这样的读书可教导我们如何发挥自己的天赋,也可借以培养写作能力,但必须以自己有这些禀赋为先决条件。否则,我们读书只能学得陈词滥调,别无益处,充其量只不过是个浅薄的模仿者而已。
如同地层依次保存着古代的生物一样,图书馆的书架上也保存着历代的各种古书。后者和前者一样,在当时也许曾洛阳纸贵,传诵一时,而现已犹如化石,了无生气,只有那些“文学的”考古学家在鉴赏而已。
据希罗多德说,泽克西斯眼看着自己的百万雄师,想到百年之后竟没有一个人能幸免黄土一抔的厄运,感慨之余,不禁泫然欲泣。我们再联想起书局出版社那么厚的图书目录中,如果也预想到十年之后,这许多书籍将没有一本还为人所阅读时,岂不也要令人兴起泫然欲泣的感觉?
文学的情形和人生毫无不同,不论任何角落,都可看到无数卑贱的人,像苍蝇似的充斥各处,为害社会。在文学中,也有无数的坏书,像蓬勃滋生的野草,伤害五谷,使它们枯死。他们原是为贪图金钱,营求官职而写作,却使读者浪费时间、金钱和精神,使人们不能读好书,做高尚的事情。因此,它们不但无益,而且为害甚大。
大抵来说,目前十分之九的书籍是专以骗钱为目的的。为了这种目的,作者、评论家和出版商,不惜同流合污,朋比为奸。许多文人,非常可恶又狡猾,他们不愿他人企求高尚的趣味和真正的修养,而集中笔触很巧妙地引诱人来读时髦的新书,以期在交际场中有谈话的资料。如施宾德勒、布尔韦尔及欧仁·苏等人都很能投机,而名噪一时。

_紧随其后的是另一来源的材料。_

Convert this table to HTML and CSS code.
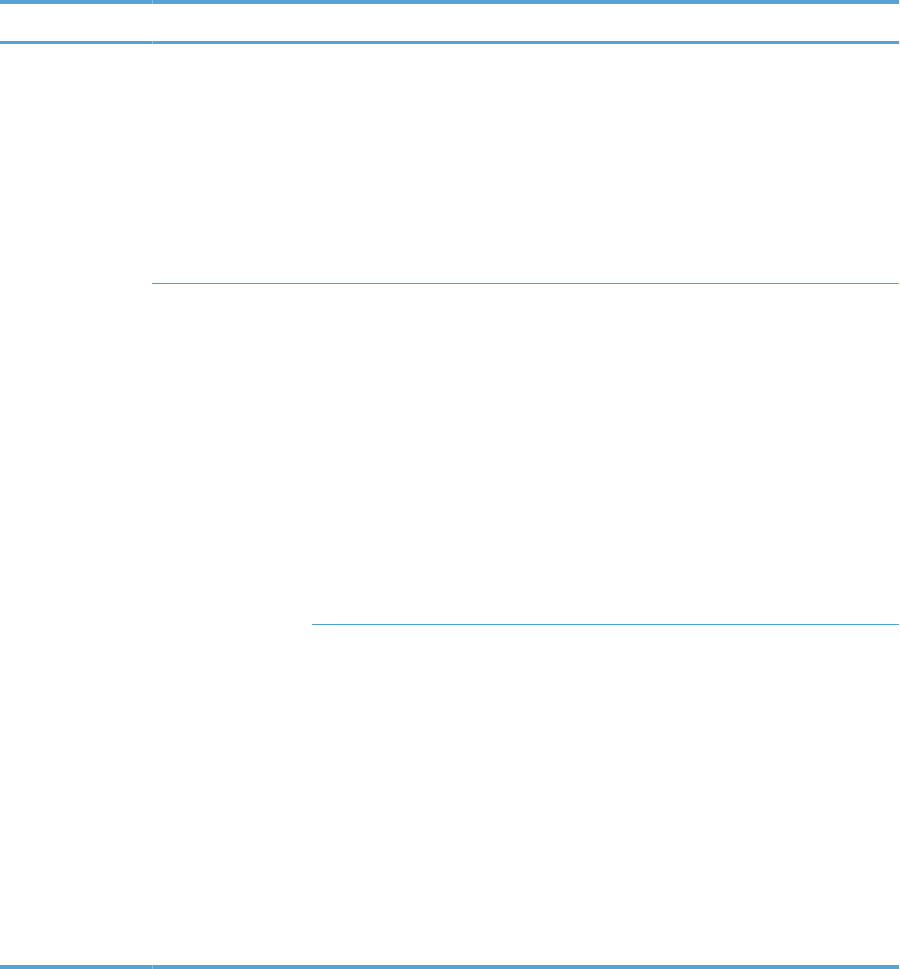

这种为赚取稿费的作品,无时无地都存在着,并且数量很多。这些书的读者真是可怜极了,他们以为读那些平庸作家的新作品是他们的义务,因此而不读古今中外的少数杰出作家的名著,仅仅知道他们的名姓而已。尤其那些每日出版的通俗刊物更是狡猾,能使人浪费宝贵的时光,以致无暇读真正有益于修养的作品。
因此,我们读书之前应谨记“绝不滥读”的原则,不滥读有方法可循,就是不论何时凡为大多数读者所欢迎的书,切勿贸然拿来读。例如正享盛名,或者在一年中发行了数版的书籍都是,不管它属于政治或宗教性还是小说或诗歌。
你要知道, 凡为愚者所写作的人是常会受大众欢迎的。不如把宝贵的时间专读伟人的已有定评的名著,只有这些书才是开卷有益的。
不读坏书,没有人会责难你,好书读得多,也不会引起非议。坏书有如毒药,足以伤害心神——因为一般人通常只读新出版的书,而无暇阅读前贤的睿智作品,所以连作者也仅停滞在流行思想的小范围中,我们的时代就这样在自己所设的泥泞中越陷越深了。